- [THE TASK] Copy the material that follows word for word and omit its pictures.
** Begin DATA EXCERPT **
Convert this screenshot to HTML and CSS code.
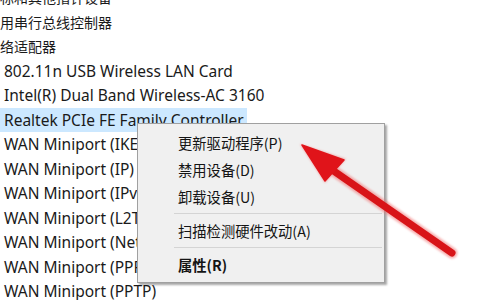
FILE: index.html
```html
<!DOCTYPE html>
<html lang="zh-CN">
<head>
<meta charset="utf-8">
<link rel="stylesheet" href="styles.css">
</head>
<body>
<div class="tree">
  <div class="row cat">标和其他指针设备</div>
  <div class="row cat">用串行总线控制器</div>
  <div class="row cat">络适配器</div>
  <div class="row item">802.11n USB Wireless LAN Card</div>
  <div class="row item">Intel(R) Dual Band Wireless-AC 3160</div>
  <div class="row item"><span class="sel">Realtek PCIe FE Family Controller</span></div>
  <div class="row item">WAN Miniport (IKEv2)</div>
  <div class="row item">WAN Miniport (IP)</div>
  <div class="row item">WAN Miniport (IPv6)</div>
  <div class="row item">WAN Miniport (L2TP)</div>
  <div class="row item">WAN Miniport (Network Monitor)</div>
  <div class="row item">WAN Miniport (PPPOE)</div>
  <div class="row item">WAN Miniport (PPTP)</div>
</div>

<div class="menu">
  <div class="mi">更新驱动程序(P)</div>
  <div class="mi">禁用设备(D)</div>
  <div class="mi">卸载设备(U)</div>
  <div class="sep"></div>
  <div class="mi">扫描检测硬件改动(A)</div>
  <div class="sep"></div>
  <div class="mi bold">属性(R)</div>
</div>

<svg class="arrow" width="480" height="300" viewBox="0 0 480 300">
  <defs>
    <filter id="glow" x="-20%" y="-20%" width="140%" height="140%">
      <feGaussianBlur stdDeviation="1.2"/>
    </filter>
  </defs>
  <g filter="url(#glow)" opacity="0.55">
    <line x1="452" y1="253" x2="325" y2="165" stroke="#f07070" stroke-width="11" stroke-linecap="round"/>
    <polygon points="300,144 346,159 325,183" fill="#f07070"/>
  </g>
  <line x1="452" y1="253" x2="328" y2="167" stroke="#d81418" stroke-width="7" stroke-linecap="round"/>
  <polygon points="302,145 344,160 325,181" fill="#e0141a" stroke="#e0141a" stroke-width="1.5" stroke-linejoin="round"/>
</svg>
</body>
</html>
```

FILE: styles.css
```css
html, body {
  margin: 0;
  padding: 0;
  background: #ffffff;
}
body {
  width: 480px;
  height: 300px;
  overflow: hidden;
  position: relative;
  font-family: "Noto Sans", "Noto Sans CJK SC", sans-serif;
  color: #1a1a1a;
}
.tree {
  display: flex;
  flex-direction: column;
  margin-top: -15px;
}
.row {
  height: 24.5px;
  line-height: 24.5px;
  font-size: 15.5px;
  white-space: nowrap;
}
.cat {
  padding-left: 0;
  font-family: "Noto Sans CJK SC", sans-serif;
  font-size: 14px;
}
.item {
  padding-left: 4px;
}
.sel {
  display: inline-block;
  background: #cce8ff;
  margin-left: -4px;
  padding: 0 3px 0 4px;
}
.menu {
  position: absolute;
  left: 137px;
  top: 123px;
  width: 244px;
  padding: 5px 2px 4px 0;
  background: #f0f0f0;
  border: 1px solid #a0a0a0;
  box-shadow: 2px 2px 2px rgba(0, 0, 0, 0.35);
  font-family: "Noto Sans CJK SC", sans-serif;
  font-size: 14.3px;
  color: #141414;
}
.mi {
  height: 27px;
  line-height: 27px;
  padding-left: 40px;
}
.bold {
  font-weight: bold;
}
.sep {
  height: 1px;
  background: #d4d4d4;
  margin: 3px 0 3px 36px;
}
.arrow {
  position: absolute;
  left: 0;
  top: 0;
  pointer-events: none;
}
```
** End DATA EXCERPT **
- [SOLUTION FOR THIS PROBLEM]
Convert this screenshot to HTML and CSS code.
FILE: index.html
```html
<!DOCTYPE html>
<html lang="zh-CN">
<head>
<meta charset="utf-8">
<link rel="stylesheet" href="styles.css">
</head>
<body>
<div class="tree">
  <div class="row cat">标和其他指针设备</div>
  <div class="row cat">用串行总线控制器</div>
  <div class="row cat">络适配器</div>
  <div class="row item">802.11n USB Wireless LAN Card</div>
  <div class="row item">Intel(R) Dual Band Wireless-AC 3160</div>
  <div class="row item"><span class="sel">Realtek PCIe FE Family Controller</span></div>
  <div class="row item">WAN Miniport (IKEv2)</div>
  <div class="row item">WAN Miniport (IP)</div>
  <div class="row item">WAN Miniport (IPv6)</div>
  <div class="row item">WAN Miniport (L2TP)</div>
  <div class="row item">WAN Miniport (Network Monitor)</div>
  <div class="row item">WAN Miniport (PPPOE)</div>
  <div class="row item">WAN Miniport (PPTP)</div>
</div>

<div class="menu">
  <div class="mi">更新驱动程序(P)</div>
  <div class="mi">禁用设备(D)</div>
  <div class="mi">卸载设备(U)</div>
  <div class="sep"></div>
  <div class="mi">扫描检测硬件改动(A)</div>
  <div class="sep"></div>
  <div class="mi bold">属性(R)</div>
</div>

<svg class="arrow" width="480" height="300" viewBox="0 0 480 300">
  <defs>
    <filter id="glow" x="-20%" y="-20%" width="140%" height="140%">
      <feGaussianBlur stdDeviation="1.2"/>
    </filter>
  </defs>
  <g filter="url(#glow)" opacity="0.55">
    <line x1="452" y1="253" x2="325" y2="165" stroke="#f07070" stroke-width="11" stroke-linecap="round"/>
    <polygon points="300,144 346,159 325,183" fill="#f07070"/>
  </g>
  <line x1="452" y1="253" x2="328" y2="167" stroke="#d81418" stroke-width="7" stroke-linecap="round"/>
  <polygon points="302,145 344,160 325,181" fill="#e0141a" stroke="#e0141a" stroke-width="1.5" stroke-linejoin="round"/>
</svg>
</body>
</html>
```

FILE: styles.css
```css
html, body {
  margin: 0;
  padding: 0;
  background: #ffffff;
}
body {
  width: 480px;
  height: 300px;
  overflow: hidden;
  position: relative;
  font-family: "Noto Sans", "Noto Sans CJK SC", sans-serif;
  color: #1a1a1a;
}
.tree {
  display: flex;
  flex-direction: column;
  margin-top: -15px;
}
.row {
  height: 24.5px;
  line-height: 24.5px;
  font-size: 15.5px;
  white-space: nowrap;
}
.cat {
  padding-left: 0;
  font-family: "Noto Sans CJK SC", sans-serif;
  font-size: 14px;
}
.item {
  padding-left: 4px;
}
.sel {
  display: inline-block;
  background: #cce8ff;
  margin-left: -4px;
  padding: 0 3px 0 4px;
}
.menu {
  position: absolute;
  left: 137px;
  top: 123px;
  width: 244px;
  padding: 5px 2px 4px 0;
  background: #f0f0f0;
  border: 1px solid #a0a0a0;
  box-shadow: 2px 2px 2px rgba(0, 0, 0, 0.35);
  font-family: "Noto Sans CJK SC", sans-serif;
  font-size: 14.3px;
  color: #141414;
}
.mi {
  height: 27px;
  line-height: 27px;
  padding-left: 40px;
}
.bold {
  font-weight: bold;
}
.sep {
  height: 1px;
  background: #d4d4d4;
  margin: 3px 0 3px 36px;
}
.arrow {
  position: absolute;
  left: 0;
  top: 0;
  pointer-events: none;
}
```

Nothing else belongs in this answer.